Ok now that that is done we can build things. Create a build folder outside of your Qt source directory.

cd ..

mkdir qt5-5.15-macOS-release

cd qt5-5.15-macOS-release

../qt5/configure -release -prefix ./qtbase -nomake examples -nomake tests QMAKE_APPLE_DEVICE_ARCHS=arm64 -opensource -confirm-license -skip qt3d -skip qtwebengine

This should configure Qt without errors and you should confirm that it says this at the top of the configuration output:

Build type: macx-clang (arm64, CPU features: neon crc32)

Compiler: clang (Apple) 12.0.0

If that is correct, then all the rituals have been performed, and you can move on to building Qt which again will take quite awhile, but maybe not as long as to download Qt because the M1 Macs are crazy fast to build stuff.

make -j15

When that completes, there is no need to run make install. By setting the -prefix value to "./qtbase" you essentially say that you are installing to the place where it already was. This is a pretty common pattern we use for Qt development (its also one of the nice things that the -developer-build configure flag does, but we don't do that here because we want a release build). Also notice the skipping of qt3d and qtwebengine, do not mistake this for mercy, they in fact do not build with macOS ARM64 currently.

Building Qt Creator 4.14.x

cd ..

git clone git://code.qt.io/qt-creator/qt-creator.git

cd qt-creator

git checkout 4.14

git submodule update --init --recursive

cd ..

mkdir qt-creator-4.14-build

cd qt-creator-4.14-build

Note: My python3 was not located in /opt/homebrew/bin per the original docs. I'd suggest using `which python3` or your own location in the subsequent build steps.

With LLVM (Clang code model):

cmake -DCMAKE_BUILD_TYPE=Release -G Ninja "-DCMAKE_PREFIX_PATH=../qt5-5.15-macOS-release/qtbase/;/opt/homebrew/opt/llvm" -DPYTHON_EXECUTABLE=/opt/homebrew/bin/python3 ../qt-creator

Or Without LLVM:

cmake -DCMAKE_OSX_ARCHITECTURES="arm64" -DCMAKE_BUILD_TYPE=Release -G Ninja "-DCMAKE_PREFIX_PATH=../qt5-5.15-macOS-release/qtbase/" -DPYTHON_EXECUTABLE=/opt/homebrew/bin/python3 ../qt-creator

Then to build:

ninja

Now you should have "Qt Creator.app" which is an ARM64 version of Qt Creator.

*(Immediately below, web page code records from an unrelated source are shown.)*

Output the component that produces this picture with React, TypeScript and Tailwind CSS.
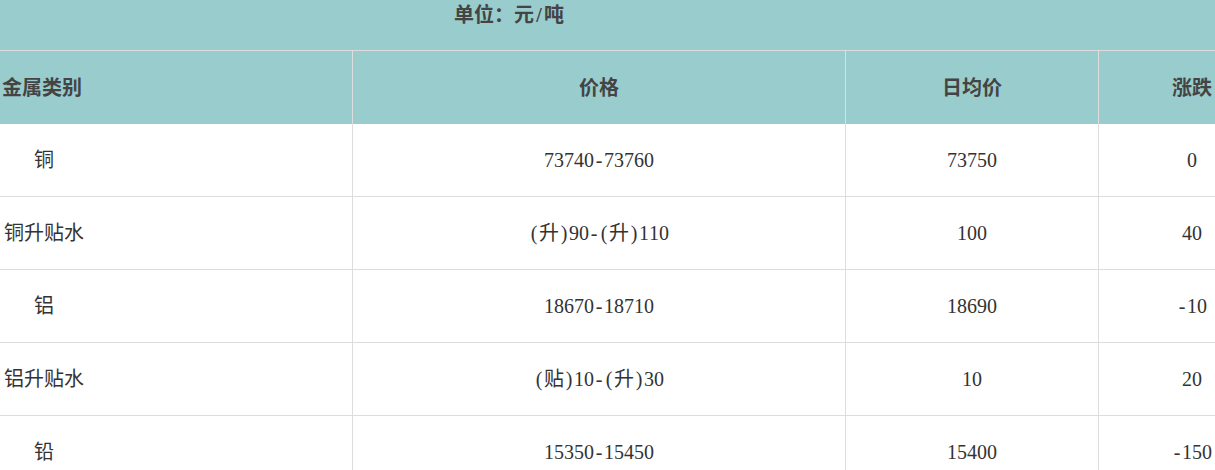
const rows = [
  { name: '铜', indent: true, price: '73740-73760', avg: '73750', change: '0' },
  { name: '铜升贴水', indent: false, price: '(升)90-(升)110', avg: '100', change: '40' },
  { name: '铝', indent: true, price: '18670-18710', avg: '18690', change: '-10' },
  { name: '铝升贴水', indent: false, price: '(贴)10-(升)30', avg: '10', change: '20' },
  { name: '铅', indent: true, price: '15350-15450', avg: '15400', change: '-150' },
]

const font = { fontFamily: '"Liberation Serif", "Noto Sans CJK SC", serif' }

// half-width punctuation gets a fixed 10px box, like the monospaced ascii in the original
function Half({ text }: { text: string }) {
  return (
    <>
      {text.split('').map((ch, i) =>
        '()-/'.includes(ch) ? (
          <span key={i} className="inline-block w-[10px] text-center">
            {ch}
          </span>
        ) : (
          <span key={i}>{ch}</span>
        ),
      )}
    </>
  )
}

export default function App() {
  return (
    <div className="w-[1215px] h-[470px] overflow-hidden bg-white text-[20px] text-[#333]" style={font}>
      <div className="w-[1285px]">
        {/* unit row */}
        <div className="flex h-[51px] items-start border-b border-[#dddddd] bg-[#99cccc] pl-[454px] font-bold text-[#444]">
          <Half text="单位：元/吨" />
        </div>

        {/* header */}
        <div className="flex h-[73px] bg-[#99cccc] font-bold text-[#444]">
          <div className="flex w-[353px] items-center border-r border-[#dddddd] pl-[2px]">金属类别</div>
          <div className="flex w-[493px] items-center justify-center border-r border-[#dddddd]">价格</div>
          <div className="flex w-[253px] items-center justify-center border-r border-[#dddddd]">日均价</div>
          <div className="flex w-[186px] items-center justify-center">涨跌</div>
        </div>

        {rows.map((r) => (
          <div key={r.name} className="flex h-[73px] border-b border-[#dddddd]">
            <div
              className={`flex w-[353px] items-center border-r border-[#dddddd] ${r.indent ? 'pl-[34px]' : 'pl-[4px]'}`}
            >
              {r.name}
            </div>
            <div className="flex w-[493px] items-center justify-center border-r border-[#dddddd]">
              <Half text={r.price} />
            </div>
            <div className="flex w-[253px] items-center justify-center border-r border-[#dddddd]">{r.avg}</div>
            <div className="flex w-[186px] items-center justify-center">
              <Half text={r.change} />
            </div>
          </div>
        ))}
      </div>
    </div>
  )
}
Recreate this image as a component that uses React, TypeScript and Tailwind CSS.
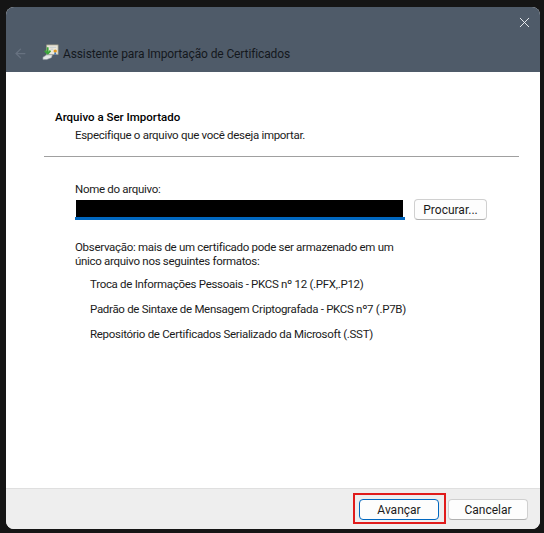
import { X, ArrowLeft } from 'lucide-react'

const font = { fontFamily: 'Roboto, "Open Sans", sans-serif' }

function CertIcon() {
  return (
    <svg width="17" height="17" viewBox="0 0 18 18" className="shrink-0">
      <rect x="5" y="1" width="12" height="10" fill="#ece8da" stroke="#a9a48e" strokeWidth="0.8" />
      <path d="M8 3.5h7M9 5.5h3" stroke="#b8c4cc" strokeWidth="0.8" />
      <circle cx="14" cy="7.5" r="1.8" fill="#e39a1e" />
      <path d="M13.2 9l-.4 2.6 1.2-.6 1.2.6-.4-2.6" fill="#3f74b8" />
      <path d="M6 3.5v6" stroke="#3aa53a" strokeWidth="2" />
      <path d="M3 7L6 10.5 9 7" fill="none" stroke="#3aa53a" strokeWidth="1.8" />
      <path d="M1 14l4-2.5h6l-1 3-5 2H1z" fill="#e4e6e6" stroke="#8f979b" strokeWidth="0.6" />
    </svg>
  )
}

export default function App() {
  return (
    <div className="w-[544px] h-[533px] bg-[#151515] pt-[7px] pl-[6px] pr-[4px] pb-[4px] overflow-hidden" style={font}>
      <div className="h-full flex flex-col rounded-lg overflow-hidden bg-white text-[11.5px] tracking-[-0.3px] text-[#1b1b1b]">
        {/* Header */}
        <div className="h-[65px] shrink-0 bg-[#4f5b69] relative flex items-end pb-[10px] pl-[7px]">
          <ArrowLeft className="w-[15px] h-[15px] text-[#677280] mb-[1px]" strokeWidth={2} />
          <div className="ml-[14px] mr-[4px] mb-[1px]">
            <CertIcon />
          </div>
          <span className="text-[#14181d] text-[12px] tracking-[-0.12px] leading-[16px]">Assistente para Importação de Certificados</span>
          <button className="absolute top-[7px] right-[7px] text-[#f2f4f6]">
            <X className="w-[17px] h-[17px]" strokeWidth={1.3} />
          </button>
        </div>

        {/* Content */}
        <div className="flex-1 flex flex-col">
          <div className="pt-[37px] pl-[49px]">
            <h2 className="font-medium text-[11.5px] tracking-normal leading-[16px] text-black">Arquivo a Ser Importado</h2>
            <p className="pl-[20px] mt-[2px] leading-[16px]">Especifique o arquivo que você deseja importar.</p>
          </div>
          <div className="h-px bg-[#a0a0a0] ml-[38px] mr-[21px] mt-[13px]" />

          <div className="pl-[69px] pr-[53px] pt-[24px]">
            <label className="block leading-[16px]">Nome do arquivo:</label>
            <div className="flex gap-[9px] mt-[2px] items-start">
              <div className="w-[330px] pt-[1px] border-b-[3px] border-[#0067c0]">
                <div className="h-[17px] bg-black ml-[1px] mr-[2px]" />
              </div>
              <button className="w-[73px] h-[21px] rounded-[4px] bg-[#fdfdfd] border border-[#d0d0d0] border-b-[#b0b0b0] text-[12px] tracking-[0px] leading-[16px]">
                Procurar...
              </button>
            </div>
            <p className="mt-[20px] w-[325px] leading-[14px]">
              Observação: mais de um certificado pode ser armazenado em um único arquivo nos seguintes formatos:
            </p>
            <ul className="pl-[15px] mt-[8px] flex flex-col gap-[9px] leading-[16px]">
              <li>Troca de Informações Pessoais - PKCS nº 12 (.PFX,.P12)</li>
              <li>Padrão de Sintaxe de Mensagem Criptografada - PKCS nº7 (.P7B)</li>
              <li>Repositório de Certificados Serializado da Microsoft (.SST)</li>
            </ul>
          </div>
        </div>

        {/* Footer */}
        <div className="h-[41px] shrink-0 bg-[#eeeeee] border-t border-[#dfdfdf] flex items-center justify-end gap-[9px] pr-[12px] pt-[1px]">
          <div className="relative">
            <button className="block w-[80px] h-[21px] rounded-[4px] bg-[#fdfdfd] border border-[#0067c0] text-[12px] tracking-[0px] leading-[16px]">
              Avançar
            </button>
            <div className="absolute -left-[6px] -right-[7px] -top-[6px] -bottom-[4px] border-[2px] border-[#e01b1b]" />
          </div>
          <button className="block w-[80px] h-[21px] rounded-[4px] bg-[#fdfdfd] border border-[#d0d0d0] border-b-[#b0b0b0] text-[12px] tracking-[0px] leading-[16px]">
            Cancelar
          </button>
        </div>
      </div>
    </div>
  )
}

And if you want to get real fancy (and still might not work as intended) you can try:

../qt5-5.15-macOS-release/qtbase/bin/macdeployqt Qt\ Creator.app

Which should copy the necessary files from Qt into the App bundle necessary for relocation, but no clue if that actually works given that we used homebrew for some of the dependencies (and I don't have a second M1 to test with).